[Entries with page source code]
---*---

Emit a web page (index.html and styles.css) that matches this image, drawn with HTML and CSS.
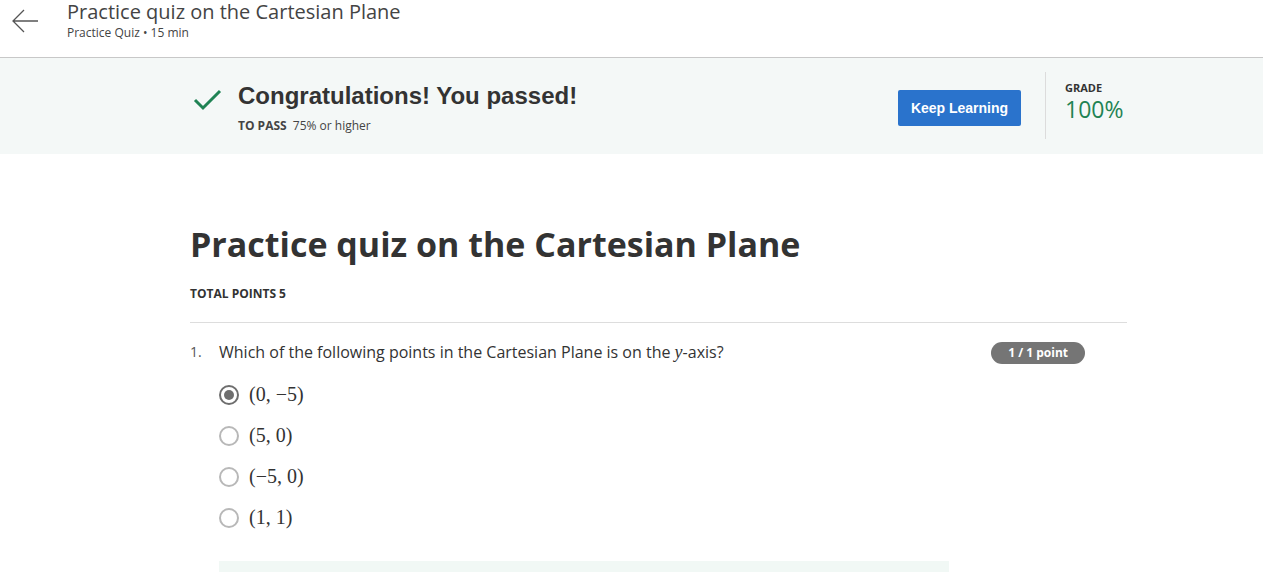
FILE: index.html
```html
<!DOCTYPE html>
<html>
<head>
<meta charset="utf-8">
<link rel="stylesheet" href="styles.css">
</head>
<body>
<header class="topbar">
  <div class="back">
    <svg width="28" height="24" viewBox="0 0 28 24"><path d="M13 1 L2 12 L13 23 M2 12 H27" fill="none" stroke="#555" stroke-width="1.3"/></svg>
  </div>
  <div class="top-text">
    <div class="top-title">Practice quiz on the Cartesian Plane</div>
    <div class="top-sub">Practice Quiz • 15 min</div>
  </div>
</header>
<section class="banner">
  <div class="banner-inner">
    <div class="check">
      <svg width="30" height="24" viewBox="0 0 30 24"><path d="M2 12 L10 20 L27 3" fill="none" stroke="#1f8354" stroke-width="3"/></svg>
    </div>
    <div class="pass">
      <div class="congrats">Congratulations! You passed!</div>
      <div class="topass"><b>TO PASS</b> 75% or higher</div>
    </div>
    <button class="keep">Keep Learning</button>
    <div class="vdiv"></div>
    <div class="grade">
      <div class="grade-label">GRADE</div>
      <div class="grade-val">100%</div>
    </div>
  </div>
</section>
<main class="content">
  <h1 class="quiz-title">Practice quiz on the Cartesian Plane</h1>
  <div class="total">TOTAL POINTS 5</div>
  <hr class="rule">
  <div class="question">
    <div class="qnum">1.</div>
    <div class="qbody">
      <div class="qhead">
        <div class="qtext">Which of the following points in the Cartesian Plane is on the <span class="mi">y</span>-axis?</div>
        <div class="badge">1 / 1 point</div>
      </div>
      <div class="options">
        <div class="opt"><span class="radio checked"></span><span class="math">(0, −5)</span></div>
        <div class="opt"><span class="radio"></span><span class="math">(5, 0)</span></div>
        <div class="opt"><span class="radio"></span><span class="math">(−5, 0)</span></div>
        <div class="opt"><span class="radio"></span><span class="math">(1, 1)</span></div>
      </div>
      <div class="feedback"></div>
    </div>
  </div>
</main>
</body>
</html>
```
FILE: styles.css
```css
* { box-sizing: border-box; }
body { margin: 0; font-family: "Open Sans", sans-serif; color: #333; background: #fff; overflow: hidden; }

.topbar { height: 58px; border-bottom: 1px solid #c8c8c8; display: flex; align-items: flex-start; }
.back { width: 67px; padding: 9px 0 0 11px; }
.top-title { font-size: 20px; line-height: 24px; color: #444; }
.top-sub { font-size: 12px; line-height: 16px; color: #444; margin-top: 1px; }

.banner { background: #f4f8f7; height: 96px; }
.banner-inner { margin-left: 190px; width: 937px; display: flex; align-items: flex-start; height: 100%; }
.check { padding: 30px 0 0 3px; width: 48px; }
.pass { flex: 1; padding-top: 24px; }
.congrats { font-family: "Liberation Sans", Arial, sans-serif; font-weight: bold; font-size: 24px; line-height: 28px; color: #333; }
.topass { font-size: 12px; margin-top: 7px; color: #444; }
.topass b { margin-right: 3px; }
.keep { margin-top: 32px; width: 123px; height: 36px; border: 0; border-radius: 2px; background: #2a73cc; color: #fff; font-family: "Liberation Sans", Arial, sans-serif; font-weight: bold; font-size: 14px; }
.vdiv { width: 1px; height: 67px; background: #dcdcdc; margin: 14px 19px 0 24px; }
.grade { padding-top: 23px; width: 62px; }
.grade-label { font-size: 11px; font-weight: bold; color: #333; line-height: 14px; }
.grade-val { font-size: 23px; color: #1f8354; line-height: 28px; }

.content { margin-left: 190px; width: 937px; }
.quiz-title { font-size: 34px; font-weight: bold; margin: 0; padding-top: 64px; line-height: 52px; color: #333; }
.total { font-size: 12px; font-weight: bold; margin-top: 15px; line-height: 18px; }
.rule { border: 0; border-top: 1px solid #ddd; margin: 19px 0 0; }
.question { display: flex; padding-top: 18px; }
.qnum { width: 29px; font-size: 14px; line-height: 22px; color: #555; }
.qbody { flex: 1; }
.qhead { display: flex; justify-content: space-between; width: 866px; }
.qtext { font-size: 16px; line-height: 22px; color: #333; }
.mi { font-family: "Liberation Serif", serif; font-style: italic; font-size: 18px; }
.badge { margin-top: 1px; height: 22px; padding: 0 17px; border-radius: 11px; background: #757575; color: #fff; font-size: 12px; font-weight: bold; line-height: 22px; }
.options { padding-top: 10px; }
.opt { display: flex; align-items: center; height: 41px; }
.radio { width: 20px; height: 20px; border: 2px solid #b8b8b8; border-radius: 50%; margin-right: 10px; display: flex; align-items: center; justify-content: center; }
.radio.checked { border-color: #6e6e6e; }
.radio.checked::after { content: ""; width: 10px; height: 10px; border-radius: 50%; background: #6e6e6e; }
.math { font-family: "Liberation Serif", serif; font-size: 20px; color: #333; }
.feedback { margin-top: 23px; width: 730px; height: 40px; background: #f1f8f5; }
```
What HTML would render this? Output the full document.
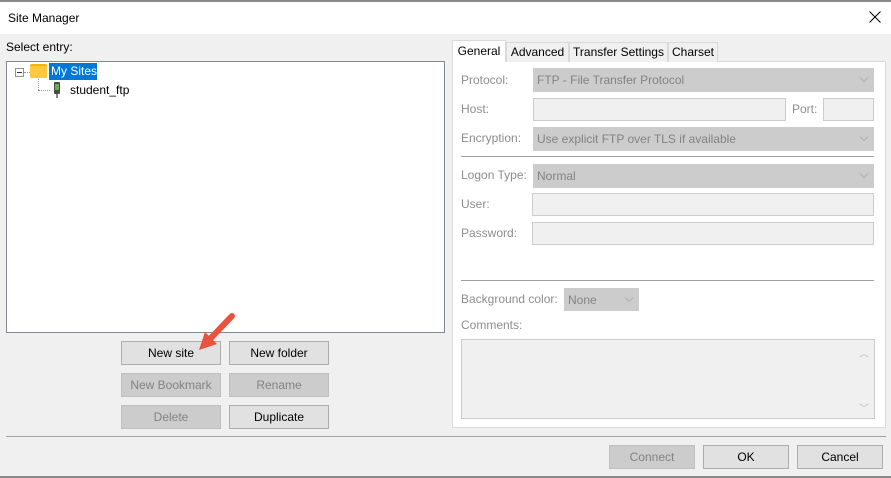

---*---

• WHAT YOU ARE ASKED TO DO:
Write every entry out again exactly, dropping the pictures.

• SOLUTION TO THIS TASK:
Emit a web page (index.html and styles.css) that matches this image, drawn with HTML and CSS.
FILE: index.html
```html
<!DOCTYPE html>
<html>
<head>
<meta charset="utf-8">
<link rel="stylesheet" href="styles.css">
</head>
<body>
<header class="topbar">
  <div class="back">
    <svg width="28" height="24" viewBox="0 0 28 24"><path d="M13 1 L2 12 L13 23 M2 12 H27" fill="none" stroke="#555" stroke-width="1.3"/></svg>
  </div>
  <div class="top-text">
    <div class="top-title">Practice quiz on the Cartesian Plane</div>
    <div class="top-sub">Practice Quiz • 15 min</div>
  </div>
</header>
<section class="banner">
  <div class="banner-inner">
    <div class="check">
      <svg width="30" height="24" viewBox="0 0 30 24"><path d="M2 12 L10 20 L27 3" fill="none" stroke="#1f8354" stroke-width="3"/></svg>
    </div>
    <div class="pass">
      <div class="congrats">Congratulations! You passed!</div>
      <div class="topass"><b>TO PASS</b> 75% or higher</div>
    </div>
    <button class="keep">Keep Learning</button>
    <div class="vdiv"></div>
    <div class="grade">
      <div class="grade-label">GRADE</div>
      <div class="grade-val">100%</div>
    </div>
  </div>
</section>
<main class="content">
  <h1 class="quiz-title">Practice quiz on the Cartesian Plane</h1>
  <div class="total">TOTAL POINTS 5</div>
  <hr class="rule">
  <div class="question">
    <div class="qnum">1.</div>
    <div class="qbody">
      <div class="qhead">
        <div class="qtext">Which of the following points in the Cartesian Plane is on the <span class="mi">y</span>-axis?</div>
        <div class="badge">1 / 1 point</div>
      </div>
      <div class="options">
        <div class="opt"><span class="radio checked"></span><span class="math">(0, −5)</span></div>
        <div class="opt"><span class="radio"></span><span class="math">(5, 0)</span></div>
        <div class="opt"><span class="radio"></span><span class="math">(−5, 0)</span></div>
        <div class="opt"><span class="radio"></span><span class="math">(1, 1)</span></div>
      </div>
      <div class="feedback"></div>
    </div>
  </div>
</main>
</body>
</html>
```
FILE: styles.css
```css
* { box-sizing: border-box; }
body { margin: 0; font-family: "Open Sans", sans-serif; color: #333; background: #fff; overflow: hidden; }

.topbar { height: 58px; border-bottom: 1px solid #c8c8c8; display: flex; align-items: flex-start; }
.back { width: 67px; padding: 9px 0 0 11px; }
.top-title { font-size: 20px; line-height: 24px; color: #444; }
.top-sub { font-size: 12px; line-height: 16px; color: #444; margin-top: 1px; }

.banner { background: #f4f8f7; height: 96px; }
.banner-inner { margin-left: 190px; width: 937px; display: flex; align-items: flex-start; height: 100%; }
.check { padding: 30px 0 0 3px; width: 48px; }
.pass { flex: 1; padding-top: 24px; }
.congrats { font-family: "Liberation Sans", Arial, sans-serif; font-weight: bold; font-size: 24px; line-height: 28px; color: #333; }
.topass { font-size: 12px; margin-top: 7px; color: #444; }
.topass b { margin-right: 3px; }
.keep { margin-top: 32px; width: 123px; height: 36px; border: 0; border-radius: 2px; background: #2a73cc; color: #fff; font-family: "Liberation Sans", Arial, sans-serif; font-weight: bold; font-size: 14px; }
.vdiv { width: 1px; height: 67px; background: #dcdcdc; margin: 14px 19px 0 24px; }
.grade { padding-top: 23px; width: 62px; }
.grade-label { font-size: 11px; font-weight: bold; color: #333; line-height: 14px; }
.grade-val { font-size: 23px; color: #1f8354; line-height: 28px; }

.content { margin-left: 190px; width: 937px; }
.quiz-title { font-size: 34px; font-weight: bold; margin: 0; padding-top: 64px; line-height: 52px; color: #333; }
.total { font-size: 12px; font-weight: bold; margin-top: 15px; line-height: 18px; }
.rule { border: 0; border-top: 1px solid #ddd; margin: 19px 0 0; }
.question { display: flex; padding-top: 18px; }
.qnum { width: 29px; font-size: 14px; line-height: 22px; color: #555; }
.qbody { flex: 1; }
.qhead { display: flex; justify-content: space-between; width: 866px; }
.qtext { font-size: 16px; line-height: 22px; color: #333; }
.mi { font-family: "Liberation Serif", serif; font-style: italic; font-size: 18px; }
.badge { margin-top: 1px; height: 22px; padding: 0 17px; border-radius: 11px; background: #757575; color: #fff; font-size: 12px; font-weight: bold; line-height: 22px; }
.options { padding-top: 10px; }
.opt { display: flex; align-items: center; height: 41px; }
.radio { width: 20px; height: 20px; border: 2px solid #b8b8b8; border-radius: 50%; margin-right: 10px; display: flex; align-items: center; justify-content: center; }
.radio.checked { border-color: #6e6e6e; }
.radio.checked::after { content: ""; width: 10px; height: 10px; border-radius: 50%; background: #6e6e6e; }
.math { font-family: "Liberation Serif", serif; font-size: 20px; color: #333; }
.feedback { margin-top: 23px; width: 730px; height: 40px; background: #f1f8f5; }
```
What HTML would render this? Output the full document.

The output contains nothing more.